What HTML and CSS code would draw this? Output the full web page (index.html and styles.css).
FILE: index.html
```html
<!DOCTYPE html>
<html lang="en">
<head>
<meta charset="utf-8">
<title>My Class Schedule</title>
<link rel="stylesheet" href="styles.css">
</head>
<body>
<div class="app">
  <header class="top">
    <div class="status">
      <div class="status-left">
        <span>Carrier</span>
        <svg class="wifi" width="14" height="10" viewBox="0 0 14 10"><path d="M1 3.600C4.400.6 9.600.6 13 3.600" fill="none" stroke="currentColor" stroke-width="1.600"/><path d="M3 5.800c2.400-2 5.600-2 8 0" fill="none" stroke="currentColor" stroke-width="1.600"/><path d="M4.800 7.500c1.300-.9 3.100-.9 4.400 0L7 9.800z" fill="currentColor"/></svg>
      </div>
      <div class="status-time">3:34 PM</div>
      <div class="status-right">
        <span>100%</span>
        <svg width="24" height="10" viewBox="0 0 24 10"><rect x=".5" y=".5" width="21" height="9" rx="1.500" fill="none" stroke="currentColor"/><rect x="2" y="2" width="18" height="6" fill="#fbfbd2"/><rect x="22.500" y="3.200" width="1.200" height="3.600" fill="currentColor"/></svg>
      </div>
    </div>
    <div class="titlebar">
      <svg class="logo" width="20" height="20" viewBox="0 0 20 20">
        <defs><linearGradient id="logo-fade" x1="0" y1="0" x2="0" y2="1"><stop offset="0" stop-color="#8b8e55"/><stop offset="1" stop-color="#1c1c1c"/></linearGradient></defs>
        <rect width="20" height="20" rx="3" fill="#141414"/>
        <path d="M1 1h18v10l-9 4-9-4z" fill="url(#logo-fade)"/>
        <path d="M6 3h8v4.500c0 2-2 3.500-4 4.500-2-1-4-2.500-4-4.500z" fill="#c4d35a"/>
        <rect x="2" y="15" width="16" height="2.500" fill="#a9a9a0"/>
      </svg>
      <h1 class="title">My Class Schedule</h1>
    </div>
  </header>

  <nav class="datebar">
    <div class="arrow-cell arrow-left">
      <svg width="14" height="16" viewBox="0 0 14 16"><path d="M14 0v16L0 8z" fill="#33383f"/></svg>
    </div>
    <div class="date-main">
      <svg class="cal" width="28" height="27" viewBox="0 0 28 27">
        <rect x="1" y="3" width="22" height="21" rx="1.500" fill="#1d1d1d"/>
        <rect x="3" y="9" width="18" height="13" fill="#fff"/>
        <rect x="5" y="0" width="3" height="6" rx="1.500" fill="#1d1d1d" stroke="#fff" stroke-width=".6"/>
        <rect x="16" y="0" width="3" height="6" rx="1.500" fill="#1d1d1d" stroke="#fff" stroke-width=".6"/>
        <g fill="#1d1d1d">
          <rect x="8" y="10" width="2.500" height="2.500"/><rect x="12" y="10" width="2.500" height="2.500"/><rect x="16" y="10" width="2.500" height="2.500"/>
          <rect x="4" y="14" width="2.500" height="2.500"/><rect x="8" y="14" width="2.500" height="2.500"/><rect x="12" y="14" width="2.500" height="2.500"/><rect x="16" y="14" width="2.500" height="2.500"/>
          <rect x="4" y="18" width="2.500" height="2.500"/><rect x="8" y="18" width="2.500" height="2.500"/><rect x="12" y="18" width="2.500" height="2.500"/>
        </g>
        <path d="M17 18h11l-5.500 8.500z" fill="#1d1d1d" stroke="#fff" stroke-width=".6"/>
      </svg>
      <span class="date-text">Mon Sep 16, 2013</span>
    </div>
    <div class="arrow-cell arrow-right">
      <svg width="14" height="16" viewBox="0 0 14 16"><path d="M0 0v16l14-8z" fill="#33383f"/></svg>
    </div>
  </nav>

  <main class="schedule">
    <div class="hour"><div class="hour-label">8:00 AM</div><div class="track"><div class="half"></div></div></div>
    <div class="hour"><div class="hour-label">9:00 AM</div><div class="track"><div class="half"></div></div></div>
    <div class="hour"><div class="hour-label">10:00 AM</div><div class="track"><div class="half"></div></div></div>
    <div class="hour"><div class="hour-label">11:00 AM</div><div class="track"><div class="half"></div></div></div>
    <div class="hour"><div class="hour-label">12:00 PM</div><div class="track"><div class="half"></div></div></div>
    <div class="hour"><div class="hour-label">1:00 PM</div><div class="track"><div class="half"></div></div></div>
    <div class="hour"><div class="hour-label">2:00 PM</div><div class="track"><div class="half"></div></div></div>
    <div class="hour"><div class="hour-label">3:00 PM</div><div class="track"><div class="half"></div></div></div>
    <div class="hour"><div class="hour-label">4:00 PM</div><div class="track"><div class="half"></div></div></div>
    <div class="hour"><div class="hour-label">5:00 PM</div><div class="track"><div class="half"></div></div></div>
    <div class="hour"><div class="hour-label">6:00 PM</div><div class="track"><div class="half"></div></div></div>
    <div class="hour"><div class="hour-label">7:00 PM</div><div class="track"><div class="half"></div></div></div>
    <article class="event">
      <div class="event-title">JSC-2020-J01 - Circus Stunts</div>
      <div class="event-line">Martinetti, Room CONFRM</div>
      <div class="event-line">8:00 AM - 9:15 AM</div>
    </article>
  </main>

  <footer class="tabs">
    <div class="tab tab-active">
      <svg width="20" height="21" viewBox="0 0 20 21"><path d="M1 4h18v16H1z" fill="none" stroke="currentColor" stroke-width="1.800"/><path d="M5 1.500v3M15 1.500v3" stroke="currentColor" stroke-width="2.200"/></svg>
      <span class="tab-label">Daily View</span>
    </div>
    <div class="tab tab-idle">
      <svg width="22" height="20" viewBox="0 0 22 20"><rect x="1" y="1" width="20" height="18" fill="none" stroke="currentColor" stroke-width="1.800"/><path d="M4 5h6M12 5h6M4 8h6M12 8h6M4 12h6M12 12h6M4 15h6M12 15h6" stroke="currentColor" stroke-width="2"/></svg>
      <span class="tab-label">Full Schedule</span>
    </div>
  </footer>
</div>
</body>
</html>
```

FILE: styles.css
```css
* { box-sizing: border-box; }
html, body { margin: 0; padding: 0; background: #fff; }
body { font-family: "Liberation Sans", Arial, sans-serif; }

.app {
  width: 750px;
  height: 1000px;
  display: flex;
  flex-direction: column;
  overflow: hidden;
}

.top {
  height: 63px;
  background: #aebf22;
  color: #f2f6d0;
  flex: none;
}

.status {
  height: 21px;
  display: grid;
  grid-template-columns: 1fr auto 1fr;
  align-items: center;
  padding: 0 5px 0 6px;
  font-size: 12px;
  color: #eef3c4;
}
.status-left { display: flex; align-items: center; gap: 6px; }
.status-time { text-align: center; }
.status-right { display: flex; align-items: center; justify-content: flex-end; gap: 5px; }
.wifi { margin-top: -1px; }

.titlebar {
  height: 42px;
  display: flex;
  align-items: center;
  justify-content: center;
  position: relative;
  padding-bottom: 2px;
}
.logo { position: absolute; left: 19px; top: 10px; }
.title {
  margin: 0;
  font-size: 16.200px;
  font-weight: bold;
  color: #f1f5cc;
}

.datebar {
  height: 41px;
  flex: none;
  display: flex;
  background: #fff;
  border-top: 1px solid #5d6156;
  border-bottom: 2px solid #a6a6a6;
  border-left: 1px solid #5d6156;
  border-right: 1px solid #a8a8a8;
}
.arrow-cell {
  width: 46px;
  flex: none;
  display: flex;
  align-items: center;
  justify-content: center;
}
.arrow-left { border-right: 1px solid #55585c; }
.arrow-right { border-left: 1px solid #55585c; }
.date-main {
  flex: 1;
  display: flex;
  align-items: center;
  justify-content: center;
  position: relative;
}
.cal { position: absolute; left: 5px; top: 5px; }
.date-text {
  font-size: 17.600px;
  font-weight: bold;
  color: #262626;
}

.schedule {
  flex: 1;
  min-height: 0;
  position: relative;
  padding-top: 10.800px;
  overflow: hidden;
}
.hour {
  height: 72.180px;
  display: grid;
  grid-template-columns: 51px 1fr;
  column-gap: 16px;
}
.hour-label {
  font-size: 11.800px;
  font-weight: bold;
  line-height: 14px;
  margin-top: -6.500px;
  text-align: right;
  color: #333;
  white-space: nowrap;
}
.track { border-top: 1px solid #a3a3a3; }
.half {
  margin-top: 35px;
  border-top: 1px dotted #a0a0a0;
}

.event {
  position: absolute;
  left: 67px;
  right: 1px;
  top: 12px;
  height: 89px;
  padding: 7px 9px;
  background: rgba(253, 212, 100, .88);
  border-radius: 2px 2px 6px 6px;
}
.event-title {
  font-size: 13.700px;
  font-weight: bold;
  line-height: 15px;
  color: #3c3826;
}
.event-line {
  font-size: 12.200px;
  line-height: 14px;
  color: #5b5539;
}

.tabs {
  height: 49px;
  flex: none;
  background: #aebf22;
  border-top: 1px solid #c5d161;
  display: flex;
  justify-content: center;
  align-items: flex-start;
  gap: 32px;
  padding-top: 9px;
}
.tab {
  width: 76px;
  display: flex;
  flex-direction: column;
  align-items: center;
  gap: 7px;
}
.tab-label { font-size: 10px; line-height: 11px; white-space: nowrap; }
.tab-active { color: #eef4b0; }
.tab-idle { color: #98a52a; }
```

---+---

* Task requirements
Gather each line in the data that holds the string "index".

* Solution to this exercise
What HTML and CSS code would draw this? Output the full web page (index.html and styles.css).
FILE: index.html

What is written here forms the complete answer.